== Task material ==

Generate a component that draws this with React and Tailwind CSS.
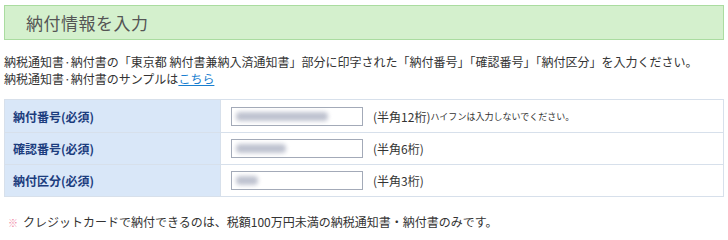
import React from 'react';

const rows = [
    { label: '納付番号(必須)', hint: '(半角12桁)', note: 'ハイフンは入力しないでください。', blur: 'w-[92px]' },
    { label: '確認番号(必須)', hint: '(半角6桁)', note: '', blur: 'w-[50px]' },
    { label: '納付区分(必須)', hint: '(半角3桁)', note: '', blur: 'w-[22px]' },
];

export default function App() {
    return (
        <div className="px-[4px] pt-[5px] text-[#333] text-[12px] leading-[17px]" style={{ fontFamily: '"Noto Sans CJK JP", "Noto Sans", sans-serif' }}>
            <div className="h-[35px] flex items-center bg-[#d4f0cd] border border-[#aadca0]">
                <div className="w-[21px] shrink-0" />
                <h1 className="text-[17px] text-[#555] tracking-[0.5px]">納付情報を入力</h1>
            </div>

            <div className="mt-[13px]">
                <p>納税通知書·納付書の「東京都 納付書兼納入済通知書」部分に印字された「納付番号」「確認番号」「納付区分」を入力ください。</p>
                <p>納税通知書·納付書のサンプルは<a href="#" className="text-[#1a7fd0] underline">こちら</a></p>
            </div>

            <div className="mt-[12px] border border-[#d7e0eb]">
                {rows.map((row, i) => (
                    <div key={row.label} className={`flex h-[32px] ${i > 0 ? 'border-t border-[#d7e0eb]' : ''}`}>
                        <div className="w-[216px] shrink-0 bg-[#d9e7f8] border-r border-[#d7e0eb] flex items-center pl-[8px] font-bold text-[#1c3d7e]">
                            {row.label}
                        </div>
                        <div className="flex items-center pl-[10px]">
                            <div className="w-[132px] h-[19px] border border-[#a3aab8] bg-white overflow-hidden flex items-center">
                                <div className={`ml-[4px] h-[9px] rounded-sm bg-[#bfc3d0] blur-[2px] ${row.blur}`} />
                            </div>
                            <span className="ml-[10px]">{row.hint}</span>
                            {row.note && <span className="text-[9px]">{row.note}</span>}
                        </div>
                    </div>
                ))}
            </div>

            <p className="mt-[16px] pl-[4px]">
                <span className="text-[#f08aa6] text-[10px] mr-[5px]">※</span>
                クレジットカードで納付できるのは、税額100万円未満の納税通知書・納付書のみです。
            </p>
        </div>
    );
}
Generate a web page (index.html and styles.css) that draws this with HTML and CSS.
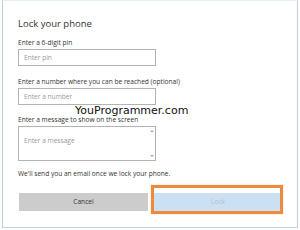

===

## Do this
All entries must be written out again exactly as given, with no pictures in the copy.

## Completed exercise
Generate a component that draws this with React and Tailwind CSS.
import React from 'react';

const rows = [
    { label: '納付番号(必須)', hint: '(半角12桁)', note: 'ハイフンは入力しないでください。', blur: 'w-[92px]' },
    { label: '確認番号(必須)', hint: '(半角6桁)', note: '', blur: 'w-[50px]' },
    { label: '納付区分(必須)', hint: '(半角3桁)', note: '', blur: 'w-[22px]' },
];

export default function App() {
    return (
        <div className="px-[4px] pt-[5px] text-[#333] text-[12px] leading-[17px]" style={{ fontFamily: '"Noto Sans CJK JP", "Noto Sans", sans-serif' }}>
            <div className="h-[35px] flex items-center bg-[#d4f0cd] border border-[#aadca0]">
                <div className="w-[21px] shrink-0" />
                <h1 className="text-[17px] text-[#555] tracking-[0.5px]">納付情報を入力</h1>
            </div>

            <div className="mt-[13px]">
                <p>納税通知書·納付書の「東京都 納付書兼納入済通知書」部分に印字された「納付番号」「確認番号」「納付区分」を入力ください。</p>
                <p>納税通知書·納付書のサンプルは<a href="#" className="text-[#1a7fd0] underline">こちら</a></p>
            </div>

            <div className="mt-[12px] border border-[#d7e0eb]">
                {rows.map((row, i) => (
                    <div key={row.label} className={`flex h-[32px] ${i > 0 ? 'border-t border-[#d7e0eb]' : ''}`}>
                        <div className="w-[216px] shrink-0 bg-[#d9e7f8] border-r border-[#d7e0eb] flex items-center pl-[8px] font-bold text-[#1c3d7e]">
                            {row.label}
                        </div>
                        <div className="flex items-center pl-[10px]">
                            <div className="w-[132px] h-[19px] border border-[#a3aab8] bg-white overflow-hidden flex items-center">
                                <div className={`ml-[4px] h-[9px] rounded-sm bg-[#bfc3d0] blur-[2px] ${row.blur}`} />
                            </div>
                            <span className="ml-[10px]">{row.hint}</span>
                            {row.note && <span className="text-[9px]">{row.note}</span>}
                        </div>
                    </div>
                ))}
            </div>

            <p className="mt-[16px] pl-[4px]">
                <span className="text-[#f08aa6] text-[10px] mr-[5px]">※</span>
                クレジットカードで納付できるのは、税額100万円未満の納税通知書・納付書のみです。
            </p>
        </div>
    );
}
Generate a web page (index.html and styles.css) that draws this with HTML and CSS.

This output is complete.